[START]
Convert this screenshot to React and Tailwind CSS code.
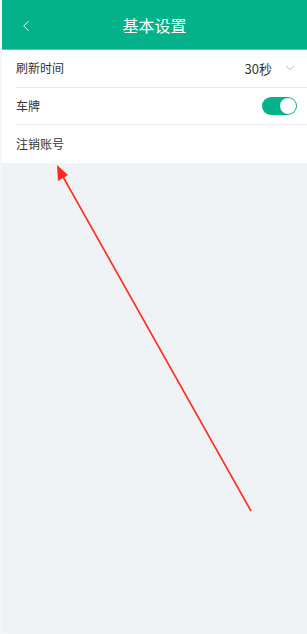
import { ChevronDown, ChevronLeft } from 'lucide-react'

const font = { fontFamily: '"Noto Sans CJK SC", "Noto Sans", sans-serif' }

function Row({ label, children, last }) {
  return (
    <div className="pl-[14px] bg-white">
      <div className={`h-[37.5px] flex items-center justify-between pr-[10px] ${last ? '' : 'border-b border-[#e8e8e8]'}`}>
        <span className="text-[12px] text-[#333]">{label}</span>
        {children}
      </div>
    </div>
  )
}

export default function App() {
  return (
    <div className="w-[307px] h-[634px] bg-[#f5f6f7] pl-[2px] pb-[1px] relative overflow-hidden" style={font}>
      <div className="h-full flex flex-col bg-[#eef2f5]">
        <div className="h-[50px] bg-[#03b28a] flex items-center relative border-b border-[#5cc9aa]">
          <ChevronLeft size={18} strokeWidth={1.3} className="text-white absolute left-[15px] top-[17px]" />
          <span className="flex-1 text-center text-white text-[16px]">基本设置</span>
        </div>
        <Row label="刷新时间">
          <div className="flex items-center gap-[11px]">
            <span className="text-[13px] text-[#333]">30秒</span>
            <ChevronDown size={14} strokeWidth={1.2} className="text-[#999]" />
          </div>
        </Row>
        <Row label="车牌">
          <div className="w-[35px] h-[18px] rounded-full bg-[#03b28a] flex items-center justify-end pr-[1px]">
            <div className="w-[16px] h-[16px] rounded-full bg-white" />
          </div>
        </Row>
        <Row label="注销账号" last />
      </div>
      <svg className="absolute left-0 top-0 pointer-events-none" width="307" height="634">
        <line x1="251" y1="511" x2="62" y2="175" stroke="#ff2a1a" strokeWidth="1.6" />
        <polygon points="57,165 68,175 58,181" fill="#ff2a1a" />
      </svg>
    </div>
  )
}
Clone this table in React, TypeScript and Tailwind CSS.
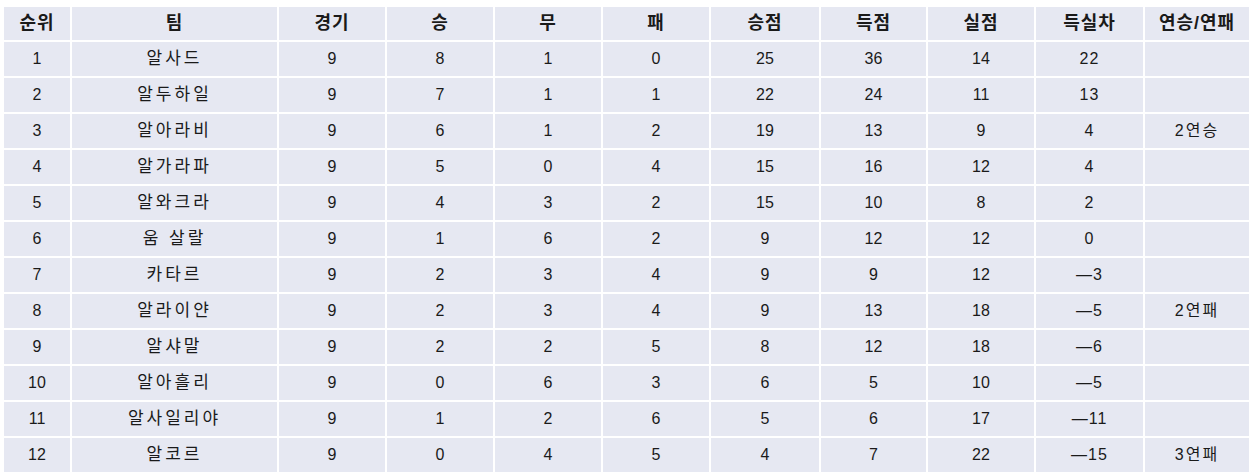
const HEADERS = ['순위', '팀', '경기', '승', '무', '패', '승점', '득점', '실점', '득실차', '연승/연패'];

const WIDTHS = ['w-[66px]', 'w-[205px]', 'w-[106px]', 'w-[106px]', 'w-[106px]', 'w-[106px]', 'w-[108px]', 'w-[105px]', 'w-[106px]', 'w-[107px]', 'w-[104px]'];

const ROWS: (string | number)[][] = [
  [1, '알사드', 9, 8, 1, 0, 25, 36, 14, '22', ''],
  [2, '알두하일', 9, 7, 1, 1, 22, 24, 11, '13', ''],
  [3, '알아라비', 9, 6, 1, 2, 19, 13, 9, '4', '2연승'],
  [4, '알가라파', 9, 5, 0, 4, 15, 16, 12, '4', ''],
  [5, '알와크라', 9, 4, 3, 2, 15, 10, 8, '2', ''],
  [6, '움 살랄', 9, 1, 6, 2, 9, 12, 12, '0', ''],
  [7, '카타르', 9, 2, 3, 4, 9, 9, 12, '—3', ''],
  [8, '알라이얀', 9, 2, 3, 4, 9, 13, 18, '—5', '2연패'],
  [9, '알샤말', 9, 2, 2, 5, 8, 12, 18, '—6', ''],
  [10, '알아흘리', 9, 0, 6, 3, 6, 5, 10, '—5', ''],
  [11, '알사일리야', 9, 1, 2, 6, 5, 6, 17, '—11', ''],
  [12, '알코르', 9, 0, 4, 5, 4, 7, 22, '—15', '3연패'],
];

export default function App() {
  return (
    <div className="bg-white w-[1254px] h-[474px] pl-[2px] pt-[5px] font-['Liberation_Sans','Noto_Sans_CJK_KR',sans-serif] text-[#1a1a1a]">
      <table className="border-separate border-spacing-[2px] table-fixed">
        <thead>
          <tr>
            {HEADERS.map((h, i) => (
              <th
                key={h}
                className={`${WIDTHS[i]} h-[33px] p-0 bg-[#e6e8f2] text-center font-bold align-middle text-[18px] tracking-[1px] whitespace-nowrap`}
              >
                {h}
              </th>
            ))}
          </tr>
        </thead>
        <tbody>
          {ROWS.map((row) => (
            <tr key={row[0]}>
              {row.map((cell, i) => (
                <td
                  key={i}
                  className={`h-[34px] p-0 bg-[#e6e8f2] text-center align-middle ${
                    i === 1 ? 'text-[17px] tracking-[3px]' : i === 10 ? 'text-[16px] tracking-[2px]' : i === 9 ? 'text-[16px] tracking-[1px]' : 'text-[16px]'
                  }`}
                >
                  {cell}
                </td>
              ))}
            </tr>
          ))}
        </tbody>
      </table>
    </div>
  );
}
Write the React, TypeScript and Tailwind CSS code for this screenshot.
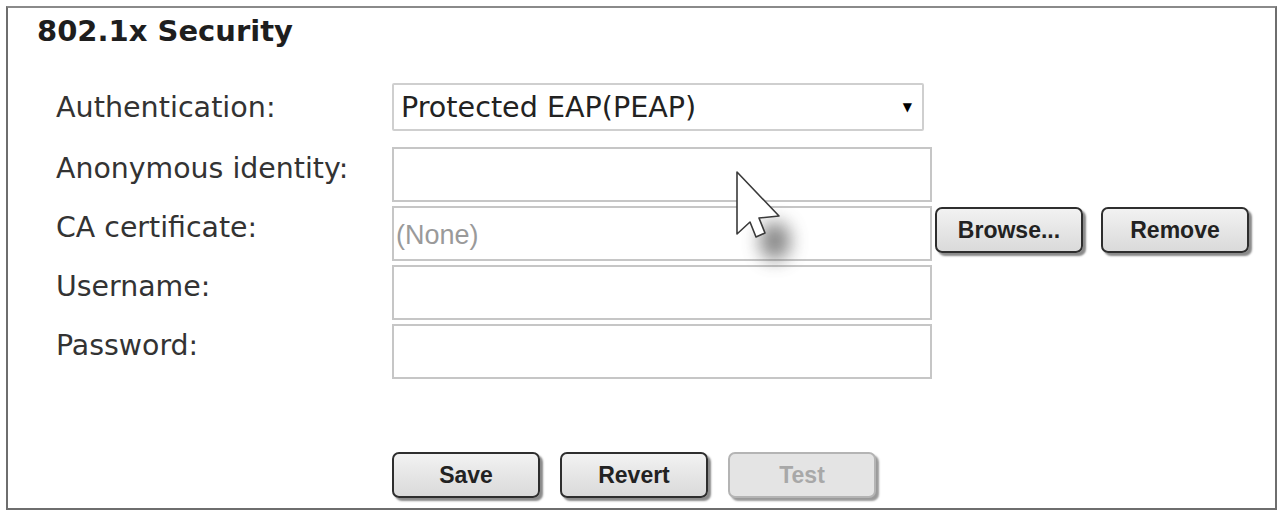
[END]
— Requirement —
Each record above is to be restated exactly, with its pictures removed from the copy.

— Final result —
Convert this screenshot to React and Tailwind CSS code.
import { ChevronDown, ChevronLeft } from 'lucide-react'

const font = { fontFamily: '"Noto Sans CJK SC", "Noto Sans", sans-serif' }

function Row({ label, children, last }) {
  return (
    <div className="pl-[14px] bg-white">
      <div className={`h-[37.5px] flex items-center justify-between pr-[10px] ${last ? '' : 'border-b border-[#e8e8e8]'}`}>
        <span className="text-[12px] text-[#333]">{label}</span>
        {children}
      </div>
    </div>
  )
}

export default function App() {
  return (
    <div className="w-[307px] h-[634px] bg-[#f5f6f7] pl-[2px] pb-[1px] relative overflow-hidden" style={font}>
      <div className="h-full flex flex-col bg-[#eef2f5]">
        <div className="h-[50px] bg-[#03b28a] flex items-center relative border-b border-[#5cc9aa]">
          <ChevronLeft size={18} strokeWidth={1.3} className="text-white absolute left-[15px] top-[17px]" />
          <span className="flex-1 text-center text-white text-[16px]">基本设置</span>
        </div>
        <Row label="刷新时间">
          <div className="flex items-center gap-[11px]">
            <span className="text-[13px] text-[#333]">30秒</span>
            <ChevronDown size={14} strokeWidth={1.2} className="text-[#999]" />
          </div>
        </Row>
        <Row label="车牌">
          <div className="w-[35px] h-[18px] rounded-full bg-[#03b28a] flex items-center justify-end pr-[1px]">
            <div className="w-[16px] h-[16px] rounded-full bg-white" />
          </div>
        </Row>
        <Row label="注销账号" last />
      </div>
      <svg className="absolute left-0 top-0 pointer-events-none" width="307" height="634">
        <line x1="251" y1="511" x2="62" y2="175" stroke="#ff2a1a" strokeWidth="1.6" />
        <polygon points="57,165 68,175 58,181" fill="#ff2a1a" />
      </svg>
    </div>
  )
}
Clone this table in React, TypeScript and Tailwind CSS.
const HEADERS = ['순위', '팀', '경기', '승', '무', '패', '승점', '득점', '실점', '득실차', '연승/연패'];

const WIDTHS = ['w-[66px]', 'w-[205px]', 'w-[106px]', 'w-[106px]', 'w-[106px]', 'w-[106px]', 'w-[108px]', 'w-[105px]', 'w-[106px]', 'w-[107px]', 'w-[104px]'];

const ROWS: (string | number)[][] = [
  [1, '알사드', 9, 8, 1, 0, 25, 36, 14, '22', ''],
  [2, '알두하일', 9, 7, 1, 1, 22, 24, 11, '13', ''],
  [3, '알아라비', 9, 6, 1, 2, 19, 13, 9, '4', '2연승'],
  [4, '알가라파', 9, 5, 0, 4, 15, 16, 12, '4', ''],
  [5, '알와크라', 9, 4, 3, 2, 15, 10, 8, '2', ''],
  [6, '움 살랄', 9, 1, 6, 2, 9, 12, 12, '0', ''],
  [7, '카타르', 9, 2, 3, 4, 9, 9, 12, '—3', ''],
  [8, '알라이얀', 9, 2, 3, 4, 9, 13, 18, '—5', '2연패'],
  [9, '알샤말', 9, 2, 2, 5, 8, 12, 18, '—6', ''],
  [10, '알아흘리', 9, 0, 6, 3, 6, 5, 10, '—5', ''],
  [11, '알사일리야', 9, 1, 2, 6, 5, 6, 17, '—11', ''],
  [12, '알코르', 9, 0, 4, 5, 4, 7, 22, '—15', '3연패'],
];

export default function App() {
  return (
    <div className="bg-white w-[1254px] h-[474px] pl-[2px] pt-[5px] font-['Liberation_Sans','Noto_Sans_CJK_KR',sans-serif] text-[#1a1a1a]">
      <table className="border-separate border-spacing-[2px] table-fixed">
        <thead>
          <tr>
            {HEADERS.map((h, i) => (
              <th
                key={h}
                className={`${WIDTHS[i]} h-[33px] p-0 bg-[#e6e8f2] text-center font-bold align-middle text-[18px] tracking-[1px] whitespace-nowrap`}
              >
                {h}
              </th>
            ))}
          </tr>
        </thead>
        <tbody>
          {ROWS.map((row) => (
            <tr key={row[0]}>
              {row.map((cell, i) => (
                <td
                  key={i}
                  className={`h-[34px] p-0 bg-[#e6e8f2] text-center align-middle ${
                    i === 1 ? 'text-[17px] tracking-[3px]' : i === 10 ? 'text-[16px] tracking-[2px]' : i === 9 ? 'text-[16px] tracking-[1px]' : 'text-[16px]'
                  }`}
                >
                  {cell}
                </td>
              ))}
            </tr>
          ))}
        </tbody>
      </table>
    </div>
  );
}
Write the React, TypeScript and Tailwind CSS code for this screenshot.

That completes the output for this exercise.